▶ **What to work on**
Gather all lines in the records below that include the word "this".

========================================

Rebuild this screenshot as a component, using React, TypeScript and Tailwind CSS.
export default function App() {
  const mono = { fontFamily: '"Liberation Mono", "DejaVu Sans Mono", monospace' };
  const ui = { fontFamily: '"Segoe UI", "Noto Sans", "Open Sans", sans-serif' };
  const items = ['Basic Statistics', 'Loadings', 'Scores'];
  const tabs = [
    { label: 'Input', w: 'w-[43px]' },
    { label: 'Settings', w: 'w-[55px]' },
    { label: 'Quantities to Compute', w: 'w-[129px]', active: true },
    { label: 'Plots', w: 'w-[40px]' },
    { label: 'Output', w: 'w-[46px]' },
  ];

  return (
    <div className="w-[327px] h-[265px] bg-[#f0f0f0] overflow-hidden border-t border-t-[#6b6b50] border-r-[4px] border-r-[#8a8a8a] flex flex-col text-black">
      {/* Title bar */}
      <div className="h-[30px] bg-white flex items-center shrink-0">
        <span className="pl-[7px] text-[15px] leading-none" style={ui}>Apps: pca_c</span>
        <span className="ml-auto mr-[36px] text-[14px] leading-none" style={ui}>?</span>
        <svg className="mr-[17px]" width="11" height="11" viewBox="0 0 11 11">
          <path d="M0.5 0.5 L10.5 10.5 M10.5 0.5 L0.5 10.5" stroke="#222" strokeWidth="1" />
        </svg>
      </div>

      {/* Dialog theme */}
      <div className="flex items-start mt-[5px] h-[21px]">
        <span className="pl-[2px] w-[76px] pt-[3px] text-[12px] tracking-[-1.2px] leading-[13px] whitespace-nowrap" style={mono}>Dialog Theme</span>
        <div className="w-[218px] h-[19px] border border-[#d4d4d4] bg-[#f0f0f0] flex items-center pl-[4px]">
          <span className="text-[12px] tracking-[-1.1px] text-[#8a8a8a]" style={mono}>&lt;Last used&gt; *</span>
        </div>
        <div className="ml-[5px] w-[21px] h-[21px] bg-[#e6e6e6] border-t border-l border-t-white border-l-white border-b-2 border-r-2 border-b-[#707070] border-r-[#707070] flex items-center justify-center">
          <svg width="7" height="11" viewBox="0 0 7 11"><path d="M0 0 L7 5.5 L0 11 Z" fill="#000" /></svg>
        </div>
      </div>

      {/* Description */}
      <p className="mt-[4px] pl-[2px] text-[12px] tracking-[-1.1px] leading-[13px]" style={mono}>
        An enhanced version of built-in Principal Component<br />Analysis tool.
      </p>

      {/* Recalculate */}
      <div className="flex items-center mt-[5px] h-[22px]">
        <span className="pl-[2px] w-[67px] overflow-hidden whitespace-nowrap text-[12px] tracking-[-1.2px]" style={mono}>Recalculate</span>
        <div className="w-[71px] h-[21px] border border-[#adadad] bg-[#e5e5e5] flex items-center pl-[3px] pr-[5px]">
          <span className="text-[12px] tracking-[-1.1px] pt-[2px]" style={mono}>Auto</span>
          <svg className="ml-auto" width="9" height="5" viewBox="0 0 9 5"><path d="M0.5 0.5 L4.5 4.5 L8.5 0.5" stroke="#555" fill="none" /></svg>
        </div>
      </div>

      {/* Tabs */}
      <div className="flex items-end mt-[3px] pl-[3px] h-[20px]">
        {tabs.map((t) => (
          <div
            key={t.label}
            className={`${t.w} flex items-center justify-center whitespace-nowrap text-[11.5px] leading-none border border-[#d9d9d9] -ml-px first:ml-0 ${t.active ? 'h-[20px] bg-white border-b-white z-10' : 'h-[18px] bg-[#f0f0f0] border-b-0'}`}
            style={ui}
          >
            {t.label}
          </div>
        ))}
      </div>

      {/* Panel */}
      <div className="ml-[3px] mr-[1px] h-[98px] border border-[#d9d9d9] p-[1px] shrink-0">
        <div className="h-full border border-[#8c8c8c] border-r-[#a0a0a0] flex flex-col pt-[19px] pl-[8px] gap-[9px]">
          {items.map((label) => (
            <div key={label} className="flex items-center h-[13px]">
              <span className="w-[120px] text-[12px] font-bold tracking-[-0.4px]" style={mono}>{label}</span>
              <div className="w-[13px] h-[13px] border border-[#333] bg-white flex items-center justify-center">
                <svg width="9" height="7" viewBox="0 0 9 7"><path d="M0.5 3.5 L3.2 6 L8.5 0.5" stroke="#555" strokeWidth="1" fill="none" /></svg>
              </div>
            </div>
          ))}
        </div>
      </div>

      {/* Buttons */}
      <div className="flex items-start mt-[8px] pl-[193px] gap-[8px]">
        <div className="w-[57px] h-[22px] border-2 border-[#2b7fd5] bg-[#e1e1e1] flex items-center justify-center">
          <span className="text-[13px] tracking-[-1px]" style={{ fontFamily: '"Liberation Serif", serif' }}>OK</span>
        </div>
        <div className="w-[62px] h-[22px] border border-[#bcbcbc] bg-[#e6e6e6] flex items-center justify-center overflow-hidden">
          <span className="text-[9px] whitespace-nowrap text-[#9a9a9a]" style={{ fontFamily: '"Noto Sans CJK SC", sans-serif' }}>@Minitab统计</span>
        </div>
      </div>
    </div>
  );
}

========================================

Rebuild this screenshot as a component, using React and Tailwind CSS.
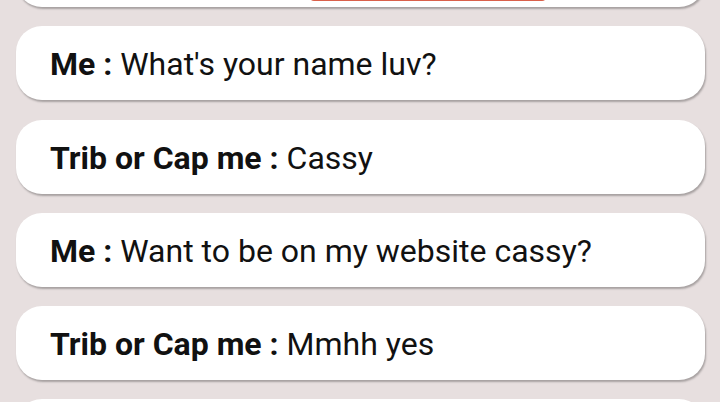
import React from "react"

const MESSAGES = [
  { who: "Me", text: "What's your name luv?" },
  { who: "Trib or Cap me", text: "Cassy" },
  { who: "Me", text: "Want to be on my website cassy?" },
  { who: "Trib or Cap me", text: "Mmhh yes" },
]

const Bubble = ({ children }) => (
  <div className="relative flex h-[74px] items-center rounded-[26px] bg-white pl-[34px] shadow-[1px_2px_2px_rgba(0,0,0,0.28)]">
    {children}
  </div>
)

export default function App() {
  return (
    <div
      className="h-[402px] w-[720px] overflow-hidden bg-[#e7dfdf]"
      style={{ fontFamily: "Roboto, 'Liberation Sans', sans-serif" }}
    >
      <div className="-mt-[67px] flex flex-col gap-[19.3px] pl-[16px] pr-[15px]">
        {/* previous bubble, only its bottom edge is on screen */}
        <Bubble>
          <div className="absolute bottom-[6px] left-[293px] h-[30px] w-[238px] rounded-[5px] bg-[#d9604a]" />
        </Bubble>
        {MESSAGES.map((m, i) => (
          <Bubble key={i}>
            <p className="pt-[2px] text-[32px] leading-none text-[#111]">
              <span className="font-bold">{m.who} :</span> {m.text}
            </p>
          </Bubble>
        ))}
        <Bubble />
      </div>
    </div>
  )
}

========================================

▶ **Solution to the exercise**
Rebuild this screenshot as a component, using React, TypeScript and Tailwind CSS.
Rebuild this screenshot as a component, using React and Tailwind CSS.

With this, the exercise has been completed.